26 janvier 2003 -Solennité des
Fondateurs de Cîteaux.
Si 44, 1.10-15; Heb 11, 1-2;
8-16; Marc 10, 24b-30
Une tentation à laquelle
nous sommes facilement confrontés, surtout lorsqu'on atteint un certain âge,
est celle de vivre dans le passé. Une
autre tentation, qu'on rencontre surtout chez les plus jeunes est celle de
vivre dans l'avenir, c'est-à-dire un avenir imaginé. Il y a aussi la tentation de se cantonner dans
chaque instant présent que l'on vit, sans lien avec le passé et sans horizon
devant soi.
Le défi, pour tout être
humain, et donc aussi pour tout moine, est de vivre dans le moment présent,
tout en étant solidement enraciné dans la tradition du passé, avec les yeux
fixés sur le but vers lequel on tend. Ainsi
étaient nos Pères Robert, Albéric, Étienne et leurs compagnons, qui nous ont
légué le riche héritage de la tradition cistercienne.
Ceux qui créent quelque
chose de durable, dans l'histoire de l'humanité en général comme dans celle
de l'Église, sont toujours des personnes profondément en contact avec leur
temps, résonnant aux aspirations des femmes et des hommes de leur époque,
tout en ayant reçu et intégré les richesses du passé et ouverts à un avenir
demeurant encore mystère.
Nos Pères du Cîteaux primitif
se situaient dans la droite ligne des grands mouvements spirituels de leur
temps, en particulier du mouvement de retour à la simplicité de l'Église primitive,
à l'authenticité de la Règle monastique dépouillée de la richesse de ses interprétations
multiples, et à la recherche d'une rencontre contemplative et affective de
Dieu.

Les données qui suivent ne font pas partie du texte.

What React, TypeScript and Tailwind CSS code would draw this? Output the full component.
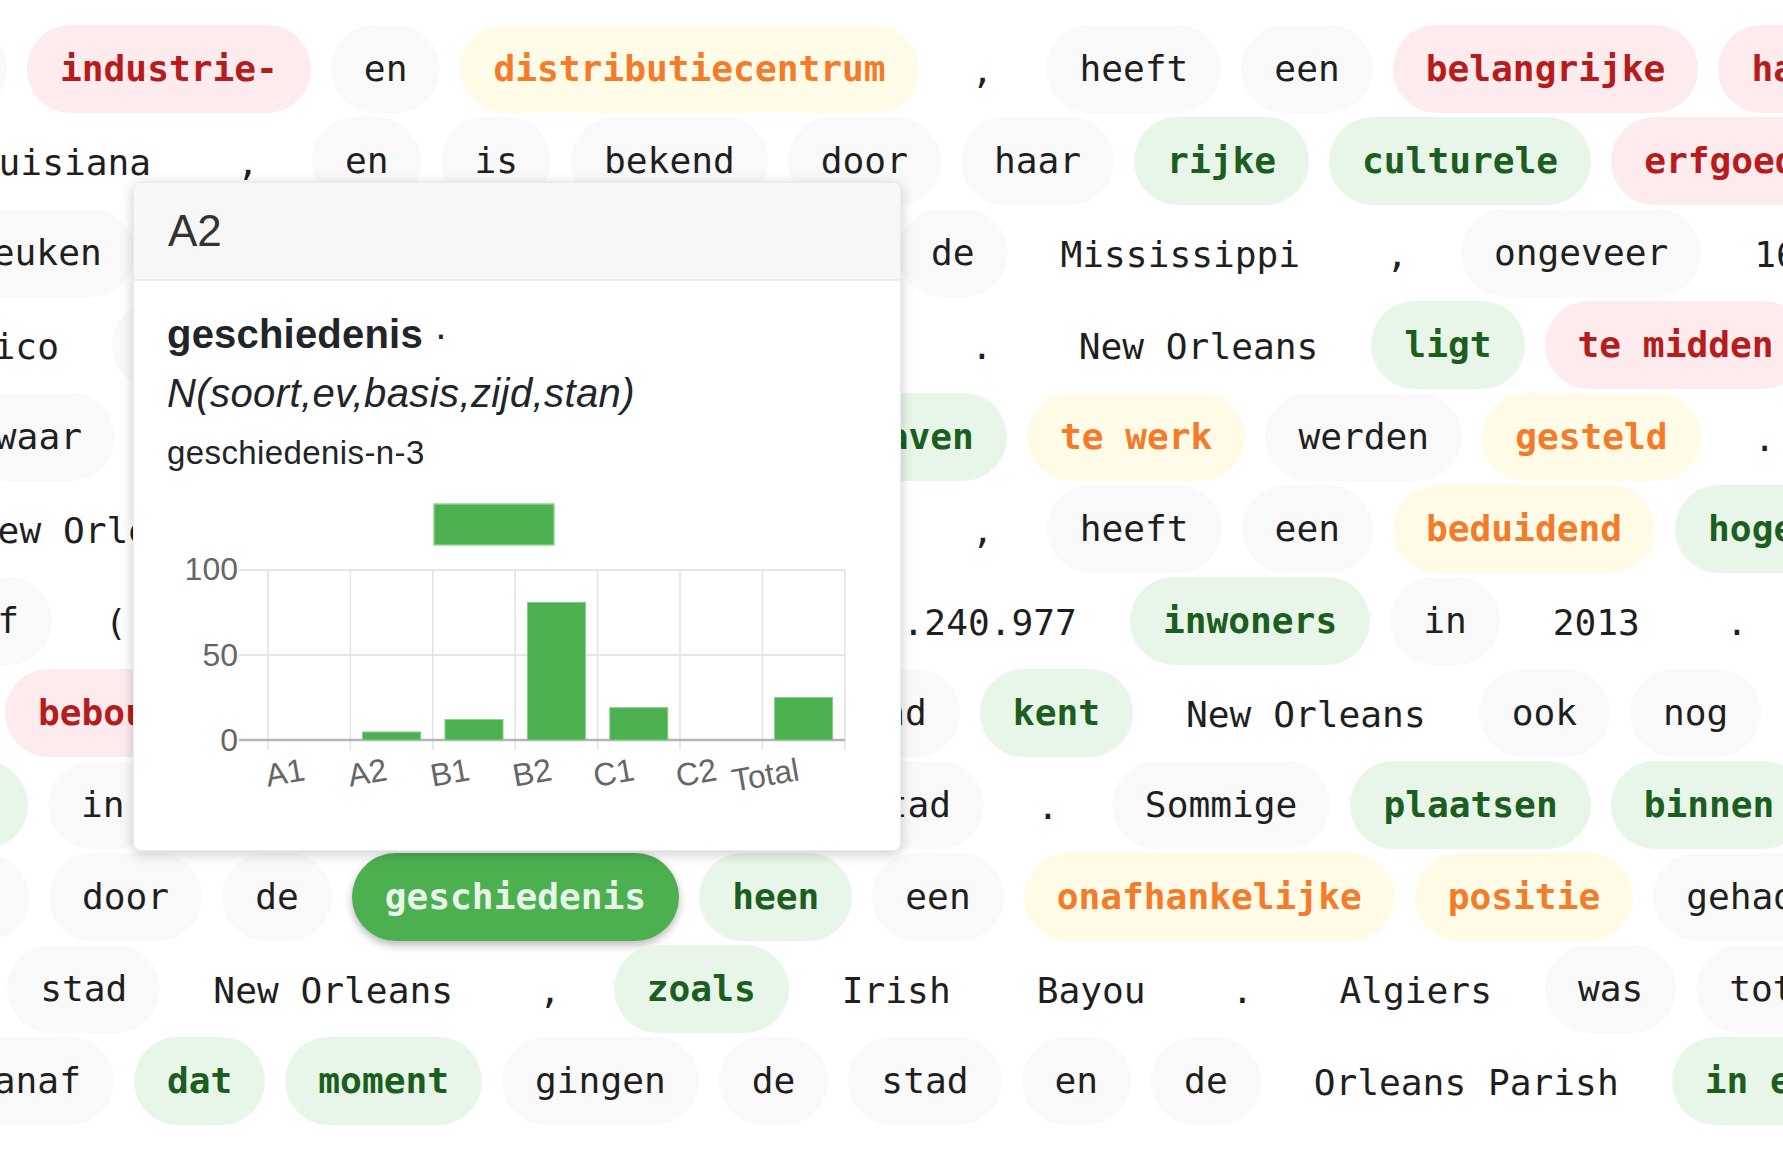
type Kind = 'plain' | 'bare' | 'red' | 'orange' | 'green' | 'active'
type Token = [string, Kind]

interface Row {
  x: number
  tokens: Token[]
  // tokens to the right of the popover, anchored at their own x
  right?: { x: number; tokens: Token[] }
}

const CHAR = 21.8
const PAD = 33
const GAP = 20

const tokenWidth = (t: Token) => t[0].length * CHAR + PAD * 2
const spanWidth = (ts: Token[]) => ts.reduce((s, t) => s + tokenWidth(t), 0) + GAP * (ts.length - 1)

const kindClass: Record<Kind, string> = {
  plain: 'bg-[#f9f9f9] text-[#1f1f1f]',
  bare: 'text-[#1f1f1f] translate-y-[2px]',
  red: 'bg-[#fdebee] text-[#b71c1c] font-bold',
  orange: 'bg-[#fffbe6] text-[#f47b2a] font-bold',
  green: 'bg-[#e8f5e9] text-[#1b5e20] font-bold',
  active: 'bg-[#4caf50] text-[#e8f5e9] font-bold shadow-[0_4px_8px_rgba(0,0,0,0.28)]',
}

const rows: Row[] = [
  {
    x: -124.4,
    tokens: [
      ['een', 'plain'], ['industrie-', 'red'], ['en', 'plain'], ['distributiecentrum', 'orange'],
      [',', 'bare'], ['heeft', 'plain'], ['een', 'plain'], ['belangrijke', 'red'], ['haven', 'red'],
    ],
  },
  {
    x: -78,
    tokens: [
      ['Louisiana', 'bare'], [',', 'bare'], ['en', 'plain'], ['is', 'plain'], ['bekend', 'plain'],
      ['door', 'plain'], ['haar', 'plain'], ['rijke', 'green'], ['culturele', 'green'], ['erfgoed', 'red'],
    ],
  },
  {
    x: -62,
    tokens: [['keuken', 'plain']],
    right: {
      x: 898,
      tokens: [['de', 'plain'], ['Mississippi', 'bare'], [',', 'bare'], ['ongeveer', 'plain'], ['160', 'bare']],
    },
  },
  {
    x: -104.8,
    tokens: [['Mexico', 'bare'], ['Golf', 'plain']],
    right: {
      x: 938,
      tokens: [['.', 'bare'], ['New Orleans', 'bare'], ['ligt', 'green'], ['te midden', 'red']],
    },
  },
  {
    x: -38.2,
    tokens: [['waar', 'plain']],
    right: {
      x: 810.2,
      tokens: [['slaven', 'green'], ['te werk', 'orange'], ['werden', 'plain'], ['gesteld', 'orange'], ['.', 'bare']],
    },
  },
  {
    x: -57.2,
    tokens: [['New Orleans', 'bare']],
    right: {
      x: 939,
      tokens: [[',', 'bare'], ['heeft', 'plain'], ['een', 'plain'], ['beduidend', 'orange'], ['hoger', 'green']],
    },
  },
  {
    x: -57.6,
    tokens: [['of', 'plain'], ['(', 'bare']],
    right: {
      x: 847.8,
      tokens: [['1.240.977', 'bare'], ['inwoners', 'green'], ['in', 'plain'], ['2013', 'bare'], ['.', 'bare']],
    },
  },
  {
    x: 5,
    tokens: [['bebouwd', 'red']],
    right: {
      x: 806.8,
      tokens: [['land', 'plain'], ['kent', 'green'], ['New Orleans', 'bare'], ['ook', 'plain'], ['nog', 'plain']],
    },
  },
  {
    x: -168.8,
    tokens: [['liggen', 'green'], ['in', 'plain']],
    right: {
      x: 831,
      tokens: [['stad', 'plain'], ['.', 'bare'], ['Sommige', 'plain'], ['plaatsen', 'green'], ['binnen', 'green']],
    },
  },
  {
    x: -124.2,
    tokens: [
      ['zich', 'plain'], ['door', 'plain'], ['de', 'plain'], ['geschiedenis', 'active'], ['heen', 'green'],
      ['een', 'plain'], ['onafhankelijke', 'orange'], ['positie', 'orange'], ['gehad', 'plain'],
    ],
  },
  {
    x: 7.2,
    tokens: [
      ['stad', 'plain'], ['New Orleans', 'bare'], [',', 'bare'], ['zoals', 'green'], ['Irish', 'bare'],
      ['Bayou', 'bare'], ['.', 'bare'], ['Algiers', 'bare'], ['was', 'plain'], ['tot', 'plain'],
    ],
  },
  {
    x: -61,
    tokens: [
      ['vanaf', 'plain'], ['dat', 'green'], ['moment', 'green'], ['gingen', 'plain'], ['de', 'plain'],
      ['stad', 'plain'], ['en', 'plain'], ['de', 'plain'], ['Orleans Parish', 'bare'], ['in elkaar', 'green'],
    ],
  },
]

function Word({ token }: { token: Token }) {
  const [text, kind] = token
  return (
    <span
      className={`flex h-[88px] shrink-0 items-center whitespace-pre rounded-full px-[33px] ${kindClass[kind]}`}
    >
      {text}
    </span>
  )
}

function TokenRow({ row }: { row: Row }) {
  const leftEnd = row.x + spanWidth(row.tokens)
  return (
    <div className="flex h-[88px] shrink-0 gap-[20px]" style={{ marginLeft: row.x }}>
      {row.tokens.map((t, i) => (
        <Word key={`l${i}`} token={t} />
      ))}
      {/* covered by the popover */}
      {row.right && (
        <span aria-hidden className="shrink-0" style={{ width: row.right.x - leftEnd - 2 * GAP }} />
      )}
      {row.right?.tokens.map((t, i) => (
        <Word key={`r${i}`} token={t} />
      ))}
    </div>
  )
}

const levels = [
  { label: 'A1', value: 0 },
  { label: 'A2', value: 4.7 },
  { label: 'B1', value: 12 },
  { label: 'B2', value: 81 },
  { label: 'C1', value: 19 },
  { label: 'C2', value: 0 },
  { label: 'Total', value: 25 },
]

function LevelChart() {
  const left = 101
  const step = 82.4
  const zeroY = 240
  const scale = 1.7
  return (
    <svg width="700" height="310" viewBox="0 0 700 310" className="block">
      <rect x="267" y="4" width="120" height="41" fill="#4caf50" stroke="#8fd392" strokeWidth="1.5" />
      {[70, 155].map((y) => (
        <line key={y} x1="72" x2="678" y1={y} y2={y} stroke="#e6e6e6" strokeWidth="2" />
      ))}
      {Array.from({ length: 8 }, (_, i) => (
        <line key={i} x1={left + step * i} x2={left + step * i} y1="70" y2="250" stroke="#e2e2e2" strokeWidth="1.5" />
      ))}
      <line x1="72" x2="678" y1={zeroY} y2={zeroY} stroke="#b5b5b5" strokeWidth="2.5" />
      {[
        ['100', 80],
        ['50', 166],
        ['0', 251],
      ].map(([t, y]) => (
        <text key={t} x="71" y={y} textAnchor="end" fontSize="32" fill="#666" fontFamily="Liberation Sans, Arial, sans-serif">
          {t}
        </text>
      ))}
      {levels.map((l, i) => {
        const cx = left + step * i + step / 2
        const h = l.value * scale
        return (
          <g key={l.label}>
            {h > 0 && (
              <rect x={cx - 29} y={zeroY - h} width="58" height={h} fill="#4caf50" stroke="#86cf89" strokeWidth="1" />
            )}
            <text
              x={cx - 3}
              y="280"
              textAnchor="end"
              fontSize="32"
              fill="#666"
              fontFamily="Liberation Sans, Arial, sans-serif"
              transform={`rotate(-10 ${cx - 3} 280)`}
            >
              {l.label}
            </text>
          </g>
        )
      })}
    </svg>
  )
}

function WordPopover() {
  return (
    <div className="absolute left-[133px] top-[182px] z-10 flex h-[669px] w-[768px] flex-col overflow-hidden rounded-[8px] border border-black/[0.08] bg-white font-['Liberation_Sans',Arial,sans-serif] text-[#212529] shadow-[0_3px_14px_rgba(0,0,0,0.2)]">
      <div className="flex h-[98px] shrink-0 items-center border-b-2 border-[#ebebeb] bg-[#f7f7f7] px-[34px] text-[44px] leading-[44px] text-[#333]">
        A2
      </div>
      <div className="flex flex-col px-[33px] pt-[29px]">
        <div className="text-[40px] leading-[48px] font-bold tracking-[0.2px]">
          geschiedenis <span className="font-normal">·</span>
        </div>
        <div className="mt-[11px] text-[40px] leading-[48px] italic tracking-[0.4px]">N(soort,ev,basis,zijd,stan)</div>
        <div className="mt-[16px] text-[33px] leading-[40px] tracking-[0.4px]">geschiedenis-n-3</div>
        <div className="mt-[27px]">
          <LevelChart />
        </div>
      </div>
    </div>
  )
}

export default function App() {
  return (
    <div className="relative h-[1176px] w-[1783px] overflow-hidden bg-white">
      <div className="flex flex-col gap-[4px] pt-[25px] font-['DejaVu_Sans_Mono',monospace] text-[36.2px] leading-none">
        {rows.map((r, i) => (
          <TokenRow key={i} row={r} />
        ))}
      </div>
      <WordPopover />
    </div>
  )
}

Ils rendirent un service inestimable
à ce grand mouvement de chrétienté, lui donnant une consistance et une pérennité
dans une forme établie de vie. En effet, un "mouvement", alors comme
aujourd'hui, ne produit rien de durable aussi longtemps qu'il demeure "mouvement"
et ne se mue en forme de vie. N'ayant pas de demeure permanente ici-bas et fixant leurs yeux sur
la vie éternelle, ils engendrèrent dans le peuple de Dieu tout entier cette
tension contemplative.
"Seigneur, nous avons
tout quitté pour te suivre", disait Pierre à Jésus. C'est aussi ce que nous avons voulu faire en
répondant à l'appel à la vie monastique. La plus grande pauvreté pour nous consiste en ce que le passé soit
vraiment passé et que l'avenir soit encore l'avenir. Tout ce dont nous disposons est le moment présent, qui n'est qu'un
grain de sable dans l'immensité du temps et comme un souffle éphémère face
à l'éternité. Et pourtant, comme le
promet Jésus à Pierre et à ses compagnons, si nous acceptons cette radicale
pauvreté, ce moment présent si bref et si vite passé est rempli de toute la
richesse du passé à laquelle nous avons renoncé et déjà lourd de toute la
vie éternelle vers laquelle nous aspirons.
C'est pourquoi nous devons
apprendre à vivre "sous la tente", comme Abraham, acceptant de ne
même pas posséder le moment présent qui se transforme constamment en passé
et de ne posséder l'avenir que dans la tension de foi qui nous tient tendus
vers la vie éternelle et qui s'appelle espéranced. C`est alors que Dieu sera "notre" Dieu – non pas un Dieu
que nous pourrons prétendre "posséder", ni un Dieu qui nous "possède",
mais un Dieu qui nous remplira de sa richesse dans la mesure où nous ferons
nôtre la pauvreté qu'il a Lui-même assumée.